§ **WHAT IS EXPECTED**: Without the images, write out all of the following entries exactly.

>> Start

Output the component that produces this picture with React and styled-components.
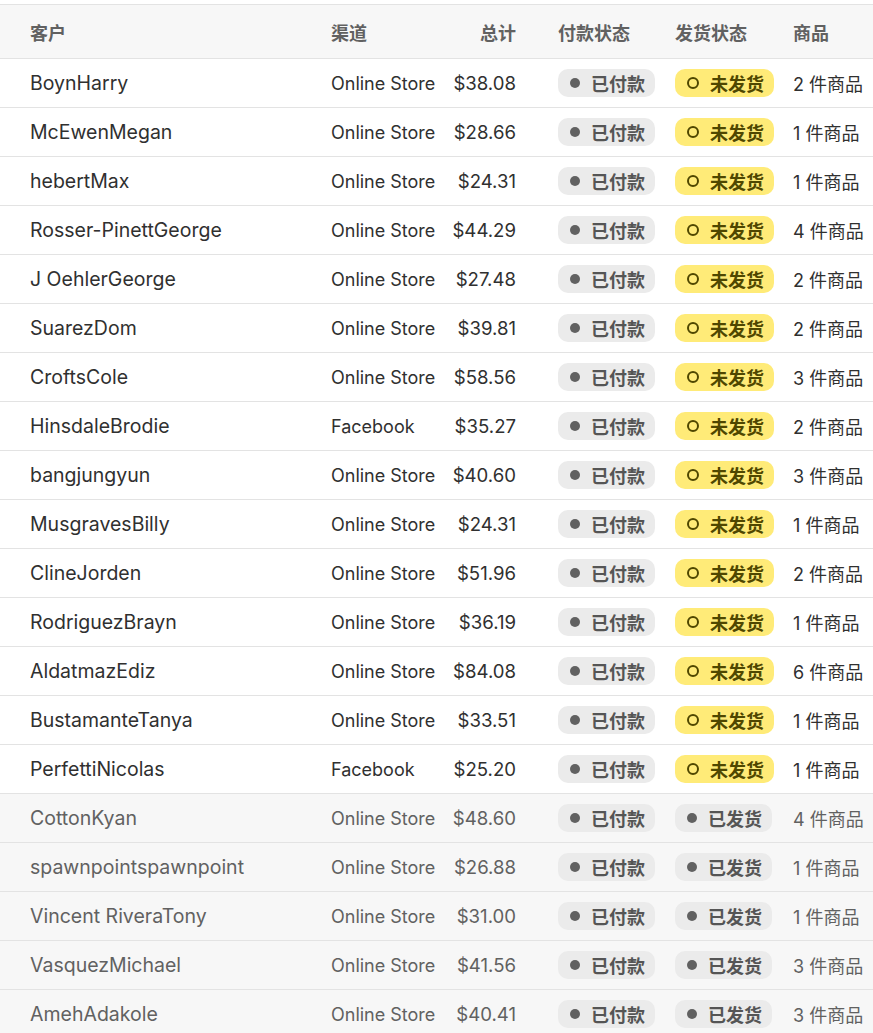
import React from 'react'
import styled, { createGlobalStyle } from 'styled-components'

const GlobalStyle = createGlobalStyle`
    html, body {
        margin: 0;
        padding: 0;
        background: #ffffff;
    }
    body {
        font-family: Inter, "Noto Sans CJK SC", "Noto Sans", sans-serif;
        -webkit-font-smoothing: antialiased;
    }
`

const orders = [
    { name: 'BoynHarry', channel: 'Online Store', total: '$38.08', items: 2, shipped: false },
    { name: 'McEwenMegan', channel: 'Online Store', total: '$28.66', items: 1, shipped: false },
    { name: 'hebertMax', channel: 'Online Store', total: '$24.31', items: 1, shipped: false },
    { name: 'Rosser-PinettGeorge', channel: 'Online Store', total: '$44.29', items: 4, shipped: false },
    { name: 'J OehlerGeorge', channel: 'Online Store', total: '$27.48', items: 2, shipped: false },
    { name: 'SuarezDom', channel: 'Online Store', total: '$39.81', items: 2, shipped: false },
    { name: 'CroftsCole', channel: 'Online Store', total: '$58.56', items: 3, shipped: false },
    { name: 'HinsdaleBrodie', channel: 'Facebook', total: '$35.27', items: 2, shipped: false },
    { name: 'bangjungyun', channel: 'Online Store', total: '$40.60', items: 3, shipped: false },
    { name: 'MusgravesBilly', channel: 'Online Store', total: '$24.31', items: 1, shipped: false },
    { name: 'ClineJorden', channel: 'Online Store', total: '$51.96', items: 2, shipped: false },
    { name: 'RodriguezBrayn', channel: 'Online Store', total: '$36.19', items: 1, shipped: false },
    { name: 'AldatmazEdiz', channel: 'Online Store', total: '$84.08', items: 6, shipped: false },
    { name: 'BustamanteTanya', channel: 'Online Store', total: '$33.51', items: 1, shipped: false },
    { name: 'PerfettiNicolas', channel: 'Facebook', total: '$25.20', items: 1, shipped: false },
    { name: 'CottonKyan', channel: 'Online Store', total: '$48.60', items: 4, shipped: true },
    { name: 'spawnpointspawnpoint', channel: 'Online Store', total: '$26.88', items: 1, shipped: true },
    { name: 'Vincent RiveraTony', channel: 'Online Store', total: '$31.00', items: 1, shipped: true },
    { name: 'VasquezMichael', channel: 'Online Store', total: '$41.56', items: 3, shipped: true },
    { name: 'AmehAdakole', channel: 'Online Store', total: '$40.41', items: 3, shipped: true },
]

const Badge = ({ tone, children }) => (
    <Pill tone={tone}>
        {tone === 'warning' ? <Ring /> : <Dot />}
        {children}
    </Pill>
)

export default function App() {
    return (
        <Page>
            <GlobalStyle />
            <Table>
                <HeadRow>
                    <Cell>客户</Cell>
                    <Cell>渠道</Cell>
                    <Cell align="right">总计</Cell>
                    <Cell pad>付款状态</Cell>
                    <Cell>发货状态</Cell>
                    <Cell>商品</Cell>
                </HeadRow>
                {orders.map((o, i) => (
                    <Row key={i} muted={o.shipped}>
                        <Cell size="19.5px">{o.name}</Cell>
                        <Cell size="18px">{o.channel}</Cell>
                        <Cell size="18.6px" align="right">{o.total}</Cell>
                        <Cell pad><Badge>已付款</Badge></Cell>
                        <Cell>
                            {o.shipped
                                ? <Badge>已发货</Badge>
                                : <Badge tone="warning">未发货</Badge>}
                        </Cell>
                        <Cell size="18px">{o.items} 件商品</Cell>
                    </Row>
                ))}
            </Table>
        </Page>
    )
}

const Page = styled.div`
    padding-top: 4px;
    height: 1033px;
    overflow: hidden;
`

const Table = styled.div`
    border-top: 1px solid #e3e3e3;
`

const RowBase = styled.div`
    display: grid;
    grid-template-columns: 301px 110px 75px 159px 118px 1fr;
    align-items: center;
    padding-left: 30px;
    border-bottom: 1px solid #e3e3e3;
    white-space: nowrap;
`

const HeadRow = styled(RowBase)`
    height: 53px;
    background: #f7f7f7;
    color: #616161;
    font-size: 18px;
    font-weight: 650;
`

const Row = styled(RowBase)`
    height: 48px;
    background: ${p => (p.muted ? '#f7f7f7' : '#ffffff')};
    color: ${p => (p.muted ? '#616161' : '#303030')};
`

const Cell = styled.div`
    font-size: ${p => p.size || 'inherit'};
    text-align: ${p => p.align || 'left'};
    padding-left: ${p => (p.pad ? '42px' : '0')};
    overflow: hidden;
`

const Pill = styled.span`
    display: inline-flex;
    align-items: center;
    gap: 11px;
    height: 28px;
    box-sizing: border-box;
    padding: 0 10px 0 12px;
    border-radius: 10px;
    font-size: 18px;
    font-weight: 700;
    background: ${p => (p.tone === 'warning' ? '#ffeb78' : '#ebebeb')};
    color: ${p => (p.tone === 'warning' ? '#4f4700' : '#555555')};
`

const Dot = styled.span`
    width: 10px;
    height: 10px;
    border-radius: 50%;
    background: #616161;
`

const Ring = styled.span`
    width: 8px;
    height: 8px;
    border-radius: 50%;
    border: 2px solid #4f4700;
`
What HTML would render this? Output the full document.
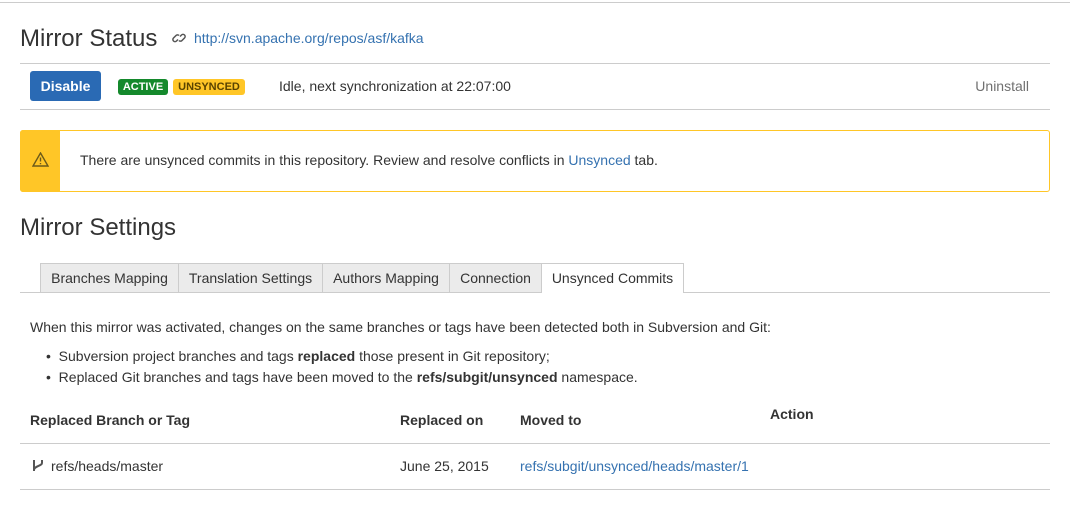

>> End

§ **EXERCISE RESULT**:
Output the component that produces this picture with React and styled-components.
import React from 'react'
import styled, { createGlobalStyle } from 'styled-components'

const GlobalStyle = createGlobalStyle`
    html, body {
        margin: 0;
        padding: 0;
        background: #ffffff;
    }
    body {
        font-family: Inter, "Noto Sans CJK SC", "Noto Sans", sans-serif;
        -webkit-font-smoothing: antialiased;
    }
`

const orders = [
    { name: 'BoynHarry', channel: 'Online Store', total: '$38.08', items: 2, shipped: false },
    { name: 'McEwenMegan', channel: 'Online Store', total: '$28.66', items: 1, shipped: false },
    { name: 'hebertMax', channel: 'Online Store', total: '$24.31', items: 1, shipped: false },
    { name: 'Rosser-PinettGeorge', channel: 'Online Store', total: '$44.29', items: 4, shipped: false },
    { name: 'J OehlerGeorge', channel: 'Online Store', total: '$27.48', items: 2, shipped: false },
    { name: 'SuarezDom', channel: 'Online Store', total: '$39.81', items: 2, shipped: false },
    { name: 'CroftsCole', channel: 'Online Store', total: '$58.56', items: 3, shipped: false },
    { name: 'HinsdaleBrodie', channel: 'Facebook', total: '$35.27', items: 2, shipped: false },
    { name: 'bangjungyun', channel: 'Online Store', total: '$40.60', items: 3, shipped: false },
    { name: 'MusgravesBilly', channel: 'Online Store', total: '$24.31', items: 1, shipped: false },
    { name: 'ClineJorden', channel: 'Online Store', total: '$51.96', items: 2, shipped: false },
    { name: 'RodriguezBrayn', channel: 'Online Store', total: '$36.19', items: 1, shipped: false },
    { name: 'AldatmazEdiz', channel: 'Online Store', total: '$84.08', items: 6, shipped: false },
    { name: 'BustamanteTanya', channel: 'Online Store', total: '$33.51', items: 1, shipped: false },
    { name: 'PerfettiNicolas', channel: 'Facebook', total: '$25.20', items: 1, shipped: false },
    { name: 'CottonKyan', channel: 'Online Store', total: '$48.60', items: 4, shipped: true },
    { name: 'spawnpointspawnpoint', channel: 'Online Store', total: '$26.88', items: 1, shipped: true },
    { name: 'Vincent RiveraTony', channel: 'Online Store', total: '$31.00', items: 1, shipped: true },
    { name: 'VasquezMichael', channel: 'Online Store', total: '$41.56', items: 3, shipped: true },
    { name: 'AmehAdakole', channel: 'Online Store', total: '$40.41', items: 3, shipped: true },
]

const Badge = ({ tone, children }) => (
    <Pill tone={tone}>
        {tone === 'warning' ? <Ring /> : <Dot />}
        {children}
    </Pill>
)

export default function App() {
    return (
        <Page>
            <GlobalStyle />
            <Table>
                <HeadRow>
                    <Cell>客户</Cell>
                    <Cell>渠道</Cell>
                    <Cell align="right">总计</Cell>
                    <Cell pad>付款状态</Cell>
                    <Cell>发货状态</Cell>
                    <Cell>商品</Cell>
                </HeadRow>
                {orders.map((o, i) => (
                    <Row key={i} muted={o.shipped}>
                        <Cell size="19.5px">{o.name}</Cell>
                        <Cell size="18px">{o.channel}</Cell>
                        <Cell size="18.6px" align="right">{o.total}</Cell>
                        <Cell pad><Badge>已付款</Badge></Cell>
                        <Cell>
                            {o.shipped
                                ? <Badge>已发货</Badge>
                                : <Badge tone="warning">未发货</Badge>}
                        </Cell>
                        <Cell size="18px">{o.items} 件商品</Cell>
                    </Row>
                ))}
            </Table>
        </Page>
    )
}

const Page = styled.div`
    padding-top: 4px;
    height: 1033px;
    overflow: hidden;
`

const Table = styled.div`
    border-top: 1px solid #e3e3e3;
`

const RowBase = styled.div`
    display: grid;
    grid-template-columns: 301px 110px 75px 159px 118px 1fr;
    align-items: center;
    padding-left: 30px;
    border-bottom: 1px solid #e3e3e3;
    white-space: nowrap;
`

const HeadRow = styled(RowBase)`
    height: 53px;
    background: #f7f7f7;
    color: #616161;
    font-size: 18px;
    font-weight: 650;
`

const Row = styled(RowBase)`
    height: 48px;
    background: ${p => (p.muted ? '#f7f7f7' : '#ffffff')};
    color: ${p => (p.muted ? '#616161' : '#303030')};
`

const Cell = styled.div`
    font-size: ${p => p.size || 'inherit'};
    text-align: ${p => p.align || 'left'};
    padding-left: ${p => (p.pad ? '42px' : '0')};
    overflow: hidden;
`

const Pill = styled.span`
    display: inline-flex;
    align-items: center;
    gap: 11px;
    height: 28px;
    box-sizing: border-box;
    padding: 0 10px 0 12px;
    border-radius: 10px;
    font-size: 18px;
    font-weight: 700;
    background: ${p => (p.tone === 'warning' ? '#ffeb78' : '#ebebeb')};
    color: ${p => (p.tone === 'warning' ? '#4f4700' : '#555555')};
`

const Dot = styled.span`
    width: 10px;
    height: 10px;
    border-radius: 50%;
    background: #616161;
`

const Ring = styled.span`
    width: 8px;
    height: 8px;
    border-radius: 50%;
    border: 2px solid #4f4700;
`
What HTML would render this? Output the full document.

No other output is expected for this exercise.